Jeremiah 2:2 - Ellicott's Commentary On The Whole Bible

Bible Comments

Go and cry... — The scene of the call, was, we may believe, in his home at Anathoth. Now the prophet is sent to begin his work in Jerusalem.

I remember thee. — Literally, I have remembered for thee.

The love of thine espousals. — The imagery was one derived, as we find so often in Jeremiah’s writings, from the older prophets. It was implied in the “jealous God” of Exodus 20:5, illustrated by an actual history, which was also a parable, in Hosea 1-3, and after its use by Jeremiah, expanded more fully by Ezekiel (Ezekiel 16). The “espousals” are thought of as coinciding with the great covenant of Exodus 24:8, when the people solemnly entered into the relation to which God called them.
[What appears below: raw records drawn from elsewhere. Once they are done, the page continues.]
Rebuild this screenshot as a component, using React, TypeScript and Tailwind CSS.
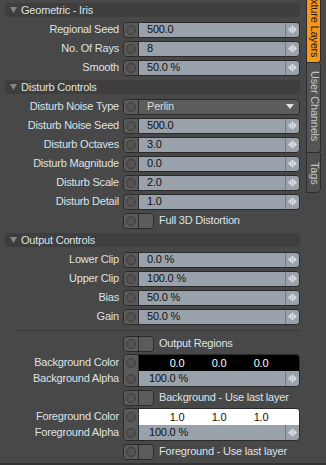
import type { ReactNode } from 'react';

const FONT = "font-['Liberation_Sans',Arial,sans-serif] text-[11px] tracking-[-0.2px]";

function SliderIcon() {
  return (
    <svg width="9" height="9" viewBox="0 0 9 9">
      <polygon points="0,4.5 3.6,1 3.6,8" fill="#d6dbdf" />
      <rect x="4" y="0.5" width="1" height="8" fill="#d6dbdf" />
      <polygon points="5.4,1 9,4.5 5.4,8" fill="#d6dbdf" />
    </svg>
  );
}

function Circle() {
  return <span className="block h-[10px] w-[10px] rounded-full border border-[#3c3c3c] bg-[#545454]" />;
}

function ToggleCell() {
  return (
    <div className="flex w-[15px] shrink-0 items-center justify-center border-r border-[#2c2c2c] bg-[#5a5a5a]">
      <Circle />
    </div>
  );
}

function Header({ title }: { title: string }) {
  return (
    <div className="flex h-[20px] items-center pl-[5px]">
      <div className="flex h-[14px] w-[295px] items-center rounded-[4px] bg-[#3e3e3e] pl-[5px]">
        <svg width="7" height="6" viewBox="0 0 7 6" className="mr-[4px]">
          <polygon points="0,0 7,0 3.5,6" fill="#858585" />
        </svg>
        <span className="leading-none text-[#dde2e6]">{title}</span>
      </div>
    </div>
  );
}

function Row({ label, children }: { label: string; children: ReactNode }) {
  return (
    <div className="flex h-[19px] items-center">
      <div className="w-[119px] shrink-0 text-right leading-none text-[#dde2e6]">{label}</div>
      <div className="ml-[4px] w-[177px]">{children}</div>
    </div>
  );
}

function NumberField({ value }: { value: string }) {
  return (
    <div className="flex h-[16px] overflow-hidden rounded-[4px] border border-[#2a2a2a]">
      <ToggleCell />
      <div className="flex flex-1 items-center bg-[#99a2aa] pl-[8px] leading-none text-[#111]">{value}</div>
      <div className="flex w-[14px] items-center justify-center border-l border-[#737a80] bg-[#99a2aa]">
        <SliderIcon />
      </div>
    </div>
  );
}

function Dropdown({ value }: { value: string }) {
  return (
    <div className="flex h-[16px] overflow-hidden rounded-[4px] border border-[#2a2a2a]">
      <ToggleCell />
      <div className="flex flex-1 items-center justify-between bg-[#5c5c5c] pl-[8px] pr-[5px] leading-none text-[#dadada]">
        <span>{value}</span>
        <svg width="8" height="5" viewBox="0 0 8 5">
          <polygon points="0,0 8,0 4,5" fill="#e2e2e2" />
        </svg>
      </div>
    </div>
  );
}

function CheckRow({ label }: { label: string }) {
  return (
    <div className="flex h-[19px] items-center pl-[123px]">
      <div className="flex h-[16px] w-[31px] overflow-hidden rounded-[4px] border border-[#2a2a2a]">
        <ToggleCell />
        <div className="flex-1 bg-[#5c5c5c]" />
      </div>
      <span className="ml-[5px] leading-none text-[#dde2e6]">{label}</span>
    </div>
  );
}

function ColorBlock({ name, value, light }: { name: string; value: string; light: boolean }) {
  return (
    <div className="flex h-[35px] items-center">
      <div className="flex w-[119px] shrink-0 flex-col text-right leading-none text-[#dde2e6]">
        <div className="flex h-[16px] items-center justify-end">{name} Color</div>
        <div className="flex h-[16px] items-center justify-end">{name} Alpha</div>
      </div>
      <div className="ml-[4px] flex h-[33px] w-[177px] overflow-hidden rounded-[4px] border border-[#2a2a2a]">
        <div className="flex w-[15px] shrink-0 flex-col border-r border-[#2c2c2c] bg-[#5a5a5a]">
          <div className="flex h-[16px] items-center justify-center">
            <Circle />
          </div>
          <div className="flex h-[15px] items-center justify-center">
            <Circle />
          </div>
        </div>
        <div className="flex flex-1 flex-col">
          <div
            className={`flex h-[16px] items-center pl-[17px] leading-none ${
              light ? 'bg-white text-[#111]' : 'bg-black text-white'
            }`}>
            {[value, value, value].map((v, i) => (
              <span key={i} className="w-[42px] text-center">
                {v}
              </span>
            ))}
          </div>
          <div className="flex flex-1">
            <div className="flex flex-1 items-center bg-[#99a2aa] pl-[10px] leading-none text-[#111]">100.0 %</div>
            <div className="flex w-[14px] items-center justify-center border-l border-[#737a80] bg-[#99a2aa]">
              <SliderIcon />
            </div>
          </div>
        </div>
      </div>
    </div>
  );
}

function Tabs() {
  return (
    <div className="ml-[2px] flex w-[15px] flex-col">
      <div className="flex h-[63px] flex-col justify-end overflow-hidden rounded-br-[3px] border border-t-0 border-[#2e2e2e] bg-[#f5961e]">
        <span className="whitespace-nowrap pb-[5px] pl-[1px] leading-none text-[#24190a] [writing-mode:vertical-rl]">
          Texture Layers
        </span>
      </div>
      <div className="flex h-[90px] flex-col overflow-hidden rounded-r-[3px] border border-t-0 border-[#2e2e2e] bg-[#555555]">
        <span className="whitespace-nowrap pl-[1px] pt-[8px] leading-none text-[#c4c8cc] [writing-mode:vertical-rl]">
          User Channels
        </span>
      </div>
      <div className="flex h-[40px] flex-col overflow-hidden rounded-br-[5px] border border-t-0 border-[#2e2e2e] bg-[#4f4f4f]">
        <span className="whitespace-nowrap pl-[1px] pt-[9px] leading-none text-[#c4c8cc] [writing-mode:vertical-rl]">
          Tags
        </span>
      </div>
    </div>
  );
}

export default function App() {
  return (
    <div className={`flex h-[465px] w-[326px] border-b-2 border-[#333] bg-[#484848] ${FONT}`}>
      <div className="w-[304px] shrink-0">
        <Header title="Geometric - Iris" />
        <Row label="Regional Seed">
          <NumberField value="500.0" />
        </Row>
        <Row label="No. Of Rays">
          <NumberField value="8" />
        </Row>
        <Row label="Smooth">
          <NumberField value="50.0 %" />
        </Row>

        <Header title="Disturb Controls" />
        <Row label="Disturb Noise Type">
          <Dropdown value="Perlin" />
        </Row>
        <Row label="Disturb Noise Seed">
          <NumberField value="500.0" />
        </Row>
        <Row label="Disturb Octaves">
          <NumberField value="3.0" />
        </Row>
        <Row label="Disturb Magnitude">
          <NumberField value="0.0" />
        </Row>
        <Row label="Disturb Scale">
          <NumberField value="2.0" />
        </Row>
        <Row label="Disturb Detail">
          <NumberField value="1.0" />
        </Row>
        <CheckRow label="Full 3D Distortion" />

        <Header title="Output Controls" />
        <Row label="Lower Clip">
          <NumberField value="0.0 %" />
        </Row>
        <Row label="Upper Clip">
          <NumberField value="100.0 %" />
        </Row>
        <Row label="Bias">
          <NumberField value="50.0 %" />
        </Row>
        <Row label="Gain">
          <NumberField value="50.0 %" />
        </Row>

        <div className="flex h-[8px] items-center pl-[16px]">
          <div className="h-px w-[284px] bg-[#3a3a3a]" />
        </div>

        <CheckRow label="Output Regions" />
        <ColorBlock name="Background" value="0.0" light={false} />
        <CheckRow label="Background - Use last layer" />
        <ColorBlock name="Foreground" value="1.0" light />
        <CheckRow label="Foreground - Use last layer" />
      </div>
      <Tabs />
    </div>
  );
}
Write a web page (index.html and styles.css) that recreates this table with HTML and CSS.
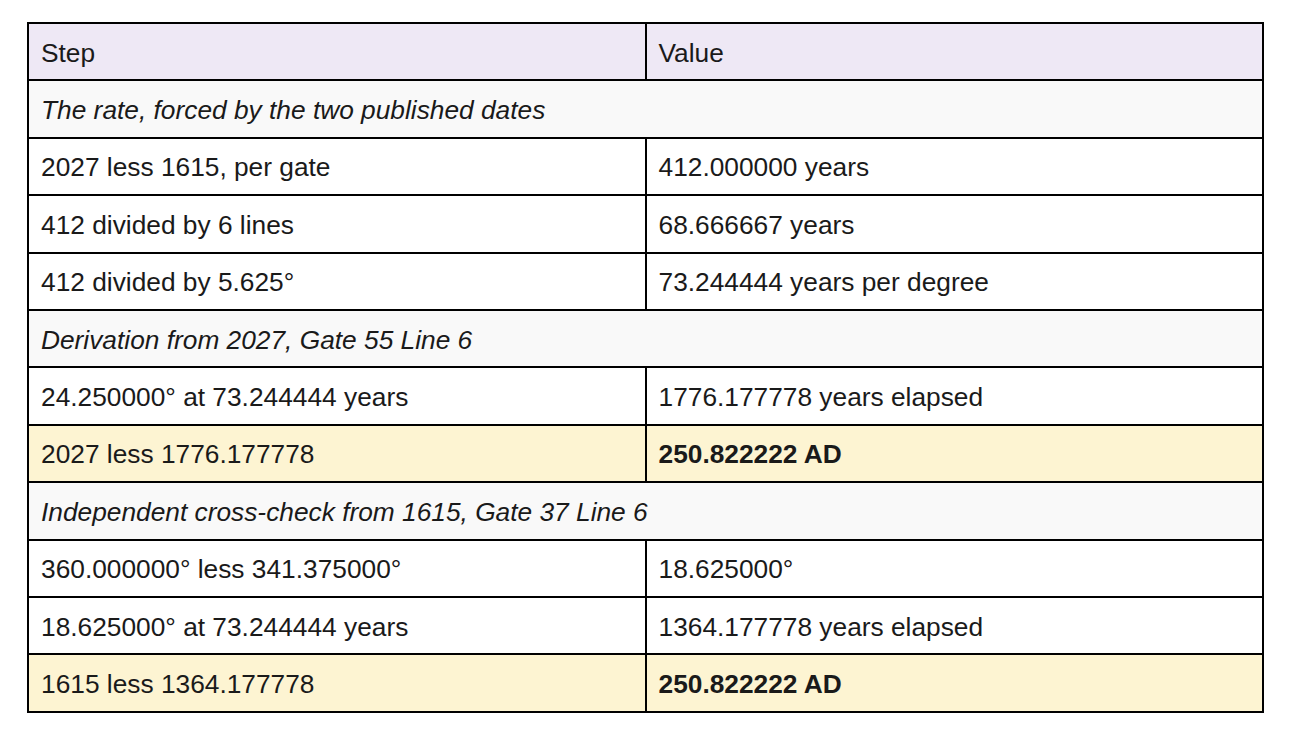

Then the bride was ready to follow her lord and husband even in an “unsown land” — the “waste howling wilderness” of Deuteronomy 32:10. The faithfulness of the past is contrasted with the unfaithfulness of the present.

When thou wentest after me. — Literally, thy going after me.

Jeremiah 2:2

2 Go and cry in the ears of Jerusalem, saying, Thus saith the LORD; I remember thee, the kindnessa of thy youth, the love of thine espousals, when thou wentest after me in the wilderness, in a land that was not sown.